And I am reminded
Friday, January 29, 2010
And I am reminded
Saturday, January 16, 2010
Growing Up Open
When I was little, my mom used to take me shopping. I would always get hungry in the middle and we would go to the food court. My mom would buy me a cheeseburger and she would eat Chinese food. To drink I had what I called “orange” – that weird Slice soda that was so prevalent in the 1980s.
We would sit down to eat, my mom and I. She would offer me some of her hot and sour soup, which I loved because it was so spicy that it made my eyes water. “It’s good for a cold,” she said. Then we would move on to her lo mein, which she called, “Chinese spaghetti.” How I loved Chinese spaghetti! I could eat it all day long. Now, when I go to Chinese restaurants, regulars look amazed at how much hot and sour soup I can put away. What can I say? I was trained early.
My mom would eat some of my cheeseburger and then it was time to “do the dishes”, which meant throwing away our paper plates and returning our trays. Sometimes she did the dishes, and sometimes I did. When I rose to the occasion, she would say “Thank you for doing the dishes!”
Growing up I was exposed to a lot of different kinds of foods and cultures. All of my friends’ moms had accents. I didn’t think it was strange. Most of my friends were Jewish, or Chinese, or Indian, or Latin American, or some combination. I think I thought I was French.
Sometimes I would go to my friend Anna’s house. Her mother would make us meatballs and French fries. Anna still had an accent herself because her family had just moved from Russia.
I liked Anna. She was quiet and sweet and on Halloween we both dressed up as witches and went trick-or-treating together. I wore all black and she dressed, curiously, in red. A red witch! My older brother, a budding anti-communist, said that it was fitting. I was confused.
Then there was Sasha. Sasha’s dad was from Argentina and at his house we ate latkes with dulce de leche on top. I didn’t understand. “My dad’s Jewish,” she said. I still didn’t understand. I thought people from South America were all Catholic.
Years later, at 15, I became very close to a girl named Davni (the ‘v’ was added soon before we were friends – it’s silent). Davni’s family was from Bolivia, and they lived a few blocks away. Her house was different. She had older parents like me, but they often hosted parties. One night, I got to go to one of their parties and keep Davni company with some other friends. It was so exciting! Everyone was speaking in Spanish and so interested in talking to each other. It wasn’t like this with my parents’ friends, who were reserved and well, decidedly Anglo. Davni translated a few conversations for us; her parents’ friends were talking about how disillusioned they felt about Americans because they had allowed themselves to be hoodwinked by the then young Bush administration. I was hooked on these people, on this open discussion.
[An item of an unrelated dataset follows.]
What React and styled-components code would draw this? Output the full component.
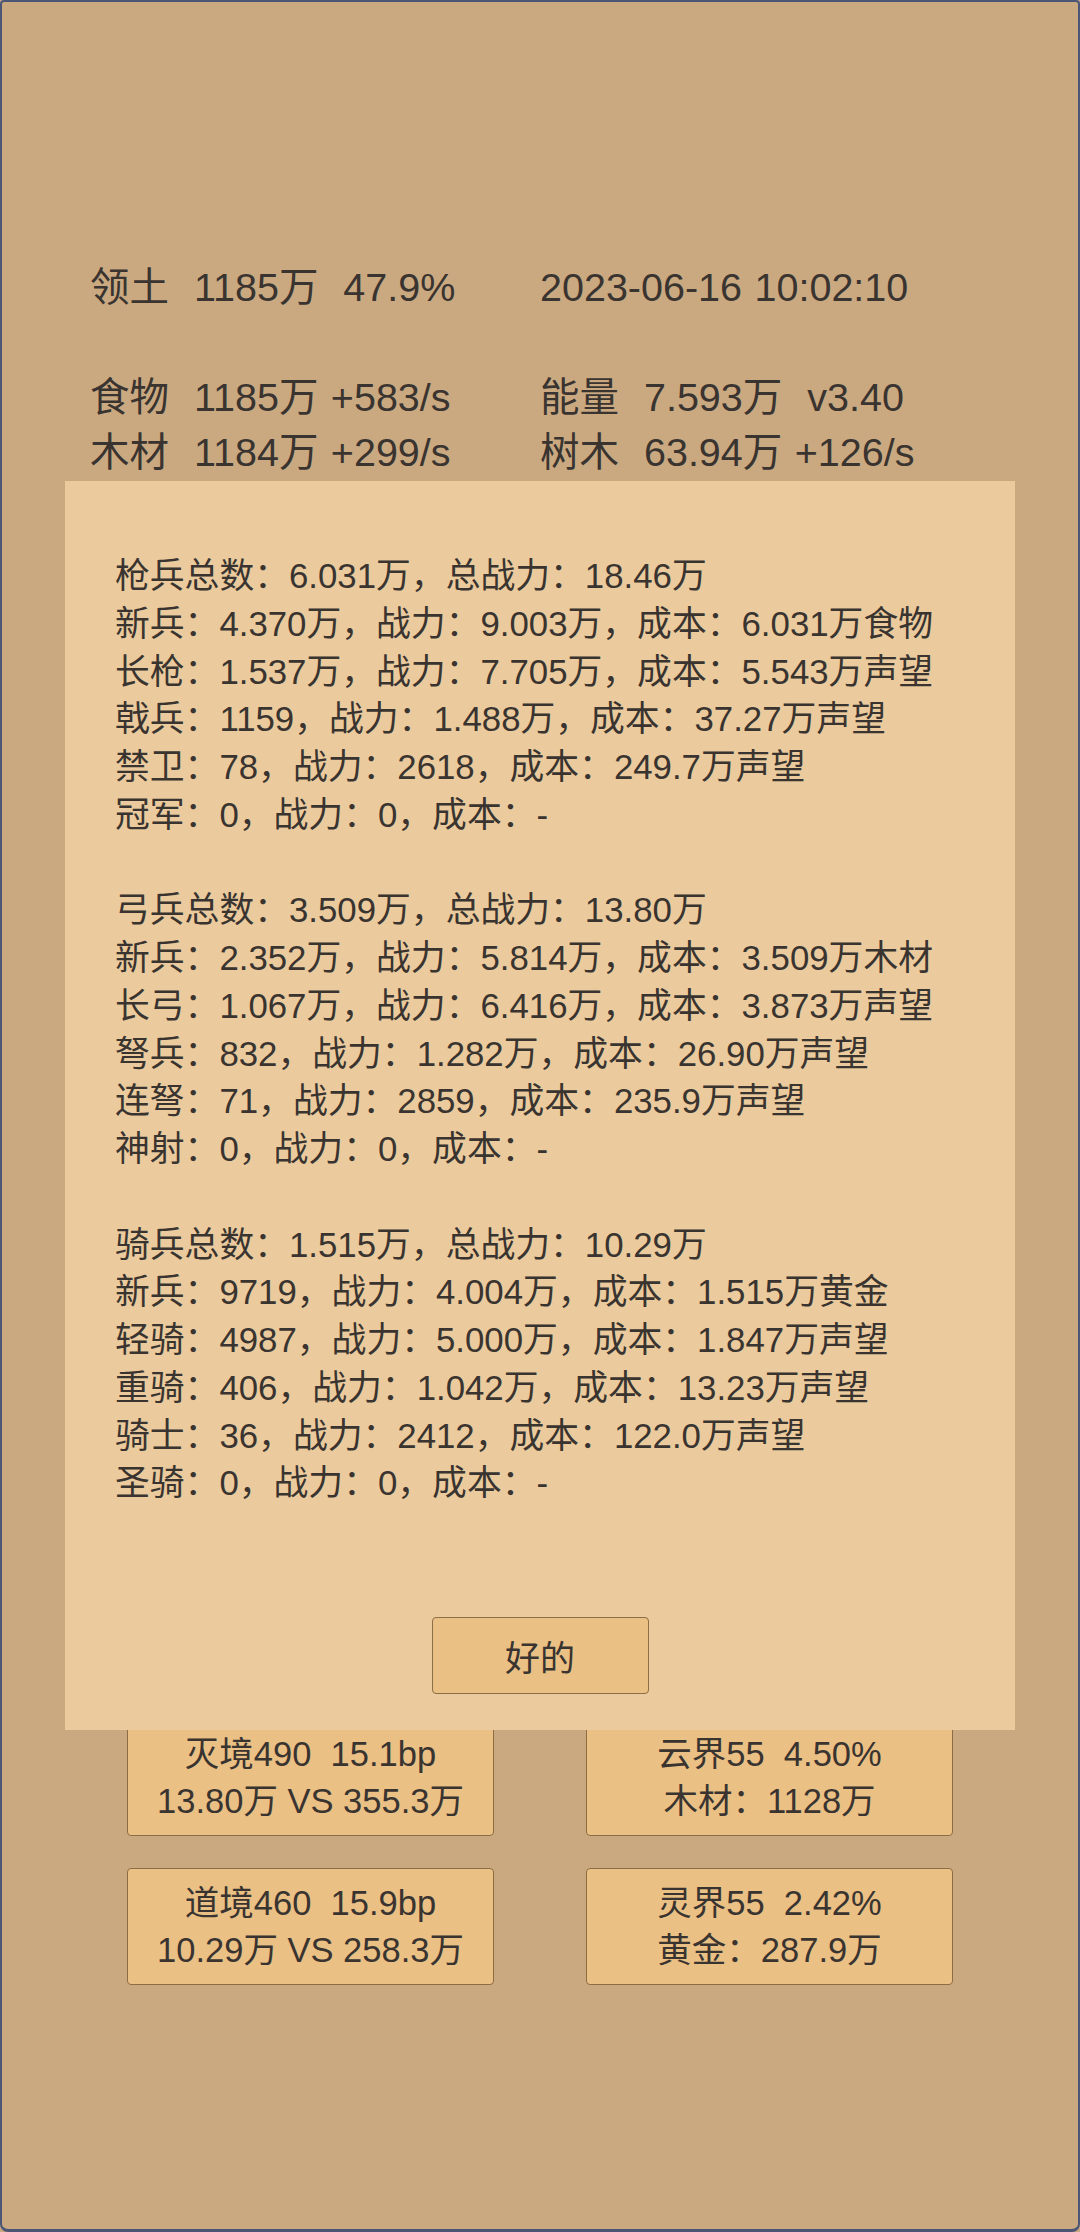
import React from 'react';
import styled, { createGlobalStyle } from 'styled-components';

const GlobalStyle = createGlobalStyle`
  html, body {
    margin: 0;
    padding: 0;
    background: #caa981;
  }
  body {
    font-family: "Liberation Sans", "Noto Sans CJK SC", sans-serif;
    color: #3a3430;
  }
`;

const Frame = styled.div`
  position: relative;
  box-sizing: border-box;
  height: 2232px;
  border: 2px solid #4b5677;
  border-bottom-width: 3px;
  border-radius: 4px 4px 8px 8px;
  padding-top: 258px;
  overflow: hidden;
`;

const StatGrid = styled.div`
  display: grid;
  grid-template-columns: 450px 450px;
  padding: 0 88px;
  font-size: 39.5px;
  line-height: 55px;
  word-spacing: 1.5px;
  white-space: pre;
  margin-bottom: ${p => (p.$gapAfter ? '55px' : '0')};
`;

const Stat = styled.div``;

const CardGrid = styled.div`
  display: grid;
  grid-template-columns: 367px 367px;
  justify-content: center;
  column-gap: 92px;
  row-gap: 32px;
  margin-top: 1239px;
`;

const Card = styled.div`
  box-sizing: border-box;
  height: 117px;
  border: 1px solid #8c6e46;
  border-radius: 4px;
  background: #ebc085;
  display: flex;
  flex-direction: column;
  align-items: center;
  justify-content: center;
  font-size: 34.5px;
  line-height: 47px;
  white-space: pre;
`;

const Dialog = styled.div`
  position: absolute;
  top: 479px;
  left: 63px;
  width: 950px;
  height: 1249px;
  box-sizing: border-box;
  background: #ebcb9d;
  padding: 71px 50px 36px;
  display: flex;
  flex-direction: column;
`;

const Group = styled.div`
  font-size: 34.8px;
  line-height: 47.75px;
  margin-bottom: 47.75px;
  white-space: pre;
`;

const Line = styled.div``;

const OkButton = styled.button`
  margin-top: auto;
  align-self: center;
  width: 217px;
  height: 77px;
  box-sizing: border-box;
  border: 1px solid #8c6e46;
  border-radius: 4px;
  background: #ebc085;
  color: #3a3430;
  font-family: "Noto Sans CJK SC", sans-serif;
  font-size: 35px;
  padding: 0;
  cursor: pointer;
`;

const troops = [
  [
    '枪兵总数：6.031万，总战力：18.46万',
    '新兵：4.370万，战力：9.003万，成本：6.031万食物',
    '长枪：1.537万，战力：7.705万，成本：5.543万声望',
    '戟兵：1159，战力：1.488万，成本：37.27万声望',
    '禁卫：78，战力：2618，成本：249.7万声望',
    '冠军：0，战力：0，成本：-',
  ],
  [
    '弓兵总数：3.509万，总战力：13.80万',
    '新兵：2.352万，战力：5.814万，成本：3.509万木材',
    '长弓：1.067万，战力：6.416万，成本：3.873万声望',
    '弩兵：832，战力：1.282万，成本：26.90万声望',
    '连弩：71，战力：2859，成本：235.9万声望',
    '神射：0，战力：0，成本：-',
  ],
  [
    '骑兵总数：1.515万，总战力：10.29万',
    '新兵：9719，战力：4.004万，成本：1.515万黄金',
    '轻骑：4987，战力：5.000万，成本：1.847万声望',
    '重骑：406，战力：1.042万，成本：13.23万声望',
    '骑士：36，战力：2412，成本：122.0万声望',
    '圣骑：0，战力：0，成本：-',
  ],
];

const cards = [
  ['灭境490  15.1bp', '13.80万 VS 355.3万'],
  ['云界55  4.50%', '木材：1128万'],
  ['道境460  15.9bp', '10.29万 VS 258.3万'],
  ['灵界55  2.42%', '黄金：287.9万'],
];

export default function App() {
  return (
    <>
      <GlobalStyle />
      <Frame>
        <StatGrid $gapAfter>
          <Stat>领土  1185万  47.9%</Stat>
          <Stat>2023-06-16 10:02:10</Stat>
        </StatGrid>
        <StatGrid>
          <Stat>食物  1185万 +583/s</Stat>
          <Stat>能量  7.593万  v3.40</Stat>
          <Stat>木材  1184万 +299/s</Stat>
          <Stat>树木  63.94万 +126/s</Stat>
        </StatGrid>

        <CardGrid>
          {cards.map((c, i) => (
            <Card key={i}>
              <Line>{c[0]}</Line>
              <Line>{c[1]}</Line>
            </Card>
          ))}
        </CardGrid>

        <Dialog>
          {troops.map((g, i) => (
            <Group key={i}>
              {g.map((l, j) => (
                <Line key={j}>{l}</Line>
              ))}
            </Group>
          ))}
          <OkButton>好的</OkButton>
        </Dialog>
      </Frame>
    </>
  );
}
Around the same time I was getting close to Davni, I formed an all-girl rock band with a girl named Shira. Shira seemed hard to get to know. Ultra cool on the outside, I couldn’t tell if she had an inside. One day, I slept over at her house. She started to open up to me about her family, about a boy that she liked; all of this after hours of references to cool bands and quirky T.V. shows. Most of the references I didn’t understand, but the opening up part was surprising and nice. I liked Shira, even though she scared me a little.
Over the years, my friendship with both girls grew. I started going to Shira’s house on Saturday afternoons, when her Chinese step-mom made Kosher food and served soy sauce on the side. It was heaven for me.
Davni’s family adopted me a little bit. I cooked for them and they nursed my burgeoning Spanish. Davni’s mom often set a place for me at dinner. She encouraged me to eat more soup. When I had some nice, new chocolate, I brought it over. When I offered some, everyone said yes. It was a process of giving and receiving that still felt new to me, but it was nice.
Now, I work with immigrants all day. I teach English at night and my students ask me about American culture. I feel like I am in on both jokes, the immigrant experience and the great, big bumbling This American Life. Sometimes we commiserate about how strange this or that thing is, how odd it feels to us. And then some coworker, some know-it-all real foreigner will say, “Why does it feel weird to you? You are American.”
But it’s not that simple. I am an insider who grew up looking out, if that makes sense. Like a little anthropologist, at eight I was doing informal field studies. But no, that isn’t quite it either. At eight, I was playing with my friends. I was watching them go home and be kids and have mommies who had struggles just like my own.
Somehow along the way, the immigrant experience wove itself directly into my experience, creating a personal narrative where one was needed. If my friends had been climbing mountains and I had traipsed along with them, then some part of me would be a mountain girl. If my friends had been hot-wiring cars and going for joy rides, then some part of me would be a little bit of an outlaw. But instead this was my reality; the home lives of my friends were distinct cultural enclaves, and as such, I feel connected to different ways of looking at and living in the world. I recognize that there is not, cannot be one way only. That instead there are millions of ways, that within each way is a new way, and that nothing you thought you knew about one person or one culture is going to be true across other people and cultures. It is this fluidity, this relativistic attitude that makes me a foreigner in my own country, and perhaps a foreigner in all countries.